» What is needed:
Type out the complete listing below word for word, without its pictures.
++++++++
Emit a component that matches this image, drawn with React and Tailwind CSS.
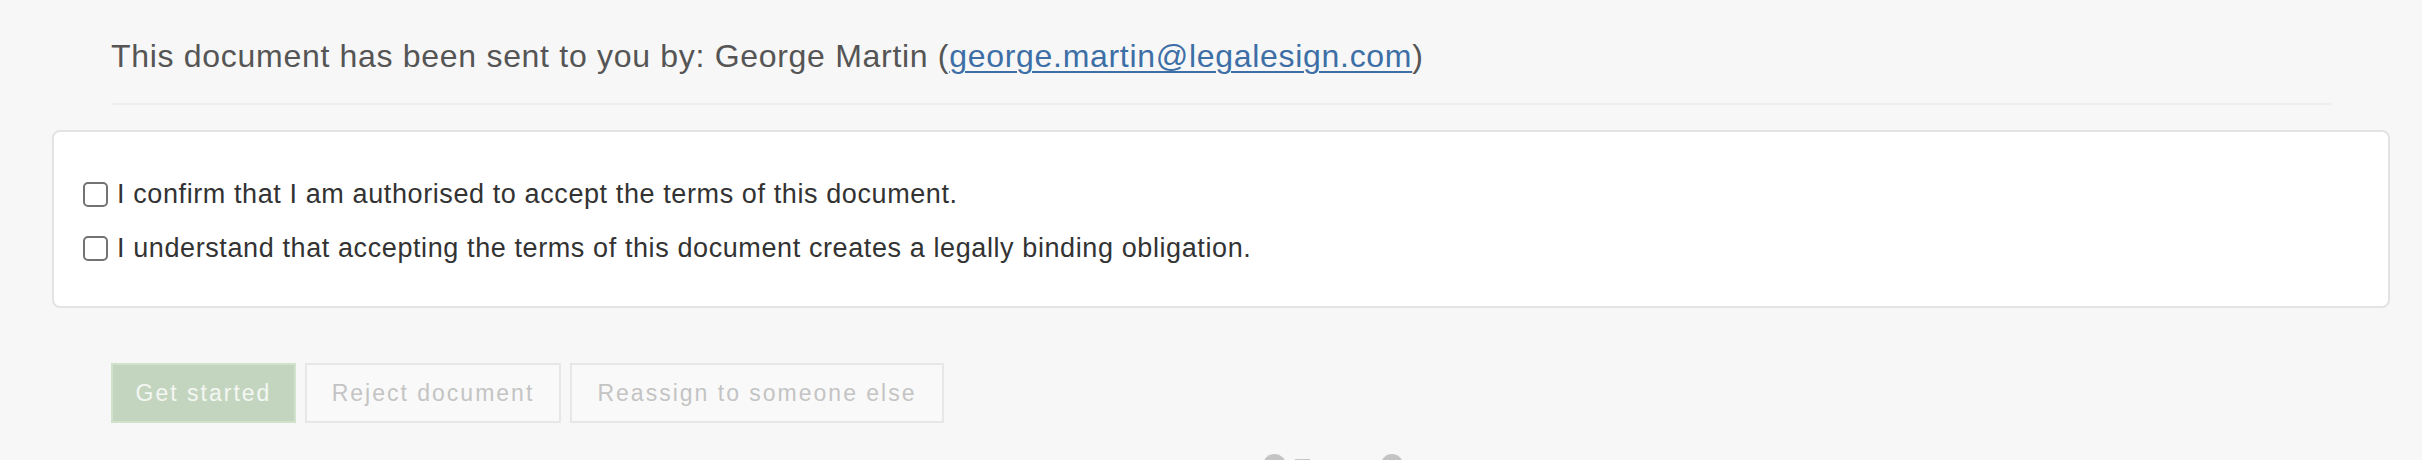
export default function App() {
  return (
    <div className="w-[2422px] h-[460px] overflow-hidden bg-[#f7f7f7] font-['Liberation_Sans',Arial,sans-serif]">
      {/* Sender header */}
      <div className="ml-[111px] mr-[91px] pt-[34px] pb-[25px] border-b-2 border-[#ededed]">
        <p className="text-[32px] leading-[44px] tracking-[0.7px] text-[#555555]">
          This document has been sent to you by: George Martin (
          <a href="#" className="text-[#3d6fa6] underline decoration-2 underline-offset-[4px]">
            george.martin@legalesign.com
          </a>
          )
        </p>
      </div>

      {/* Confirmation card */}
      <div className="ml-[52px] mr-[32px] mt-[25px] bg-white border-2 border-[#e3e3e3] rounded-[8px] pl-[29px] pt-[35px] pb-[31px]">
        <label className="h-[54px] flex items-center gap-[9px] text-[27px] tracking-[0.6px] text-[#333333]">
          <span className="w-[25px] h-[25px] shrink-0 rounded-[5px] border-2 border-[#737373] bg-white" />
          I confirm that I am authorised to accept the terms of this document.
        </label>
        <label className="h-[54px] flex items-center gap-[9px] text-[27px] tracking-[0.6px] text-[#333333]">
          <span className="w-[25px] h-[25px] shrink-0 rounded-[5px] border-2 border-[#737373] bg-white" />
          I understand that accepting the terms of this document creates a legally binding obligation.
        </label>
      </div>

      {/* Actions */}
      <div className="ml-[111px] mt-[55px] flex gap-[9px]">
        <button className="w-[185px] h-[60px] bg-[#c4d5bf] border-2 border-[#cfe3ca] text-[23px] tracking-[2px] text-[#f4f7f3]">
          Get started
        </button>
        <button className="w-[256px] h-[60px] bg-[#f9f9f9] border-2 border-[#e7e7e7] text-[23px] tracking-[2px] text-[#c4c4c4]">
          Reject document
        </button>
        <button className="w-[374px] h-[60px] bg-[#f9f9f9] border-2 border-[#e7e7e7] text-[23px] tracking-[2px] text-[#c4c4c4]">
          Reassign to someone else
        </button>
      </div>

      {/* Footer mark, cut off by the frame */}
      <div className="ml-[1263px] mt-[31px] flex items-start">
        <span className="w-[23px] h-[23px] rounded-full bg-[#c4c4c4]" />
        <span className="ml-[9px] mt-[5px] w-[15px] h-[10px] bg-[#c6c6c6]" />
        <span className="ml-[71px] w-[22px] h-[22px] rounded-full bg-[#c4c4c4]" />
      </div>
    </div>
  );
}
++++++++
» Final result:
Emit a component that matches this image, drawn with React and Tailwind CSS.
export default function App() {
  return (
    <div className="w-[2422px] h-[460px] overflow-hidden bg-[#f7f7f7] font-['Liberation_Sans',Arial,sans-serif]">
      {/* Sender header */}
      <div className="ml-[111px] mr-[91px] pt-[34px] pb-[25px] border-b-2 border-[#ededed]">
        <p className="text-[32px] leading-[44px] tracking-[0.7px] text-[#555555]">
          This document has been sent to you by: George Martin (
          <a href="#" className="text-[#3d6fa6] underline decoration-2 underline-offset-[4px]">
            george.martin@legalesign.com
          </a>
          )
        </p>
      </div>

      {/* Confirmation card */}
      <div className="ml-[52px] mr-[32px] mt-[25px] bg-white border-2 border-[#e3e3e3] rounded-[8px] pl-[29px] pt-[35px] pb-[31px]">
        <label className="h-[54px] flex items-center gap-[9px] text-[27px] tracking-[0.6px] text-[#333333]">
          <span className="w-[25px] h-[25px] shrink-0 rounded-[5px] border-2 border-[#737373] bg-white" />
          I confirm that I am authorised to accept the terms of this document.
        </label>
        <label className="h-[54px] flex items-center gap-[9px] text-[27px] tracking-[0.6px] text-[#333333]">
          <span className="w-[25px] h-[25px] shrink-0 rounded-[5px] border-2 border-[#737373] bg-white" />
          I understand that accepting the terms of this document creates a legally binding obligation.
        </label>
      </div>

      {/* Actions */}
      <div className="ml-[111px] mt-[55px] flex gap-[9px]">
        <button className="w-[185px] h-[60px] bg-[#c4d5bf] border-2 border-[#cfe3ca] text-[23px] tracking-[2px] text-[#f4f7f3]">
          Get started
        </button>
        <button className="w-[256px] h-[60px] bg-[#f9f9f9] border-2 border-[#e7e7e7] text-[23px] tracking-[2px] text-[#c4c4c4]">
          Reject document
        </button>
        <button className="w-[374px] h-[60px] bg-[#f9f9f9] border-2 border-[#e7e7e7] text-[23px] tracking-[2px] text-[#c4c4c4]">
          Reassign to someone else
        </button>
      </div>

      {/* Footer mark, cut off by the frame */}
      <div className="ml-[1263px] mt-[31px] flex items-start">
        <span className="w-[23px] h-[23px] rounded-full bg-[#c4c4c4]" />
        <span className="ml-[9px] mt-[5px] w-[15px] h-[10px] bg-[#c6c6c6]" />
        <span className="ml-[71px] w-[22px] h-[22px] rounded-full bg-[#c4c4c4]" />
      </div>
    </div>
  );
}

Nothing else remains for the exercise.